Sunday's elections were marked by a low turnout of 20.79 percent, although officials in the former Yugoslav republic had insisted that the vote was "historic" and a key milestone on a path marked by years of difficult reforms.

"These are the first European elections in Croatia's history," Prime Minister Zoran Milanovic told reporters after casting his ballot in the capital Zagreb.

Turnout was less than half the figure registered during the referendum held in January 2012 to decide on Croatia's EU membership.

At the time the overall turnout was 44 percent, with 66 percent of Croatians casting a 'Yes' vote. The state is set to become the bloc's 28th member on July 1.

Analysts explained the little interest among the 3.7 million registered voters by people's focus on the sluggish tourism-dependent economy which has not grown since 2009.

Opinion polls show that only a little more than half of Croatians still want their country to become an EU member.

Enthusiasm for membership of the bloc has been dampened by domestic economic woes as well as by the developing debt crisis that has rattled the EU to its core.

Poor interest in Sunday's vote may also have resulted from the apparent failure of politicians to campaign hard on EU-related issues amid rare media debates.

"I back EU entry... but our incapable politicians are not worth my effort of going to a polling station," Dubravka Simac told AFP.

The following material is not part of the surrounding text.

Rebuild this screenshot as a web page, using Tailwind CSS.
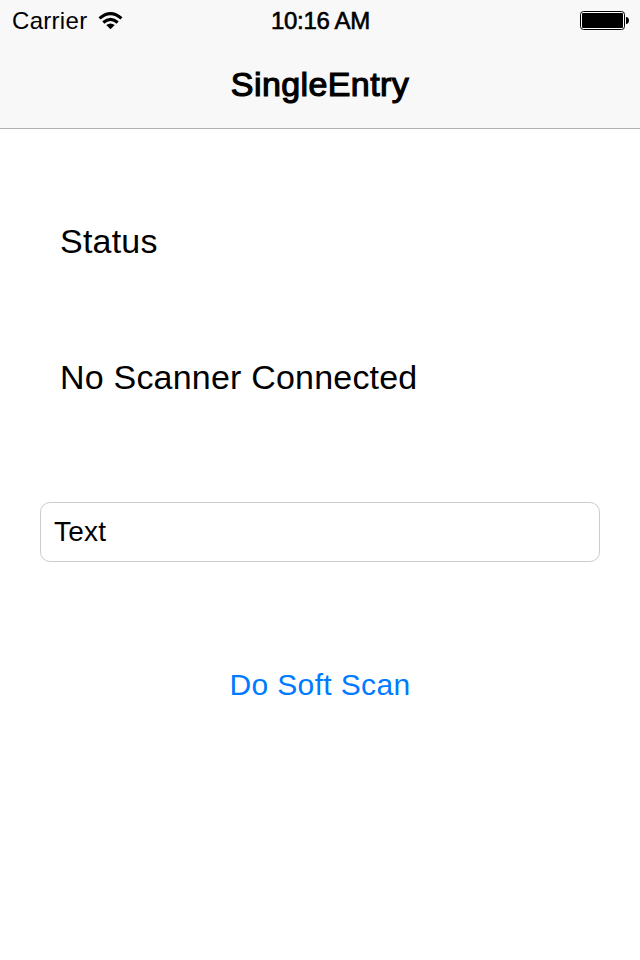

"They didn't even try to explain to people what exactly they will do there (in the parliament)," the 30-year-old saleswoman from Zagreb added, in comments echoed by many in the country.

Interest may also be low because the deputies' mandate will be for only one year, until Europe-wide elections in 2014 to choose a new European Parliament for the following five years.

Davor Brkic voted for SDP candidates since "they are the best solution".

"They inherited a difficult (economic) situation and changes require time," the 58-year-old civil engineer said. The centre-left government took over from the corruption-plagued HDZ in late 2011.

But, Nevenka Banic, a 61-year-old pensioner, backed the HDZ, estimating that "protection of Croatia's national interests would be their priority".

The HDZ party has held power most of the time since independence was achieved through war in the early 1990s.

Croatia will be only the second of six former Yugoslav republics to join the EU, nine years after Slovenia.

The European Parliament's 754 members represent the EU's 500 million citizens.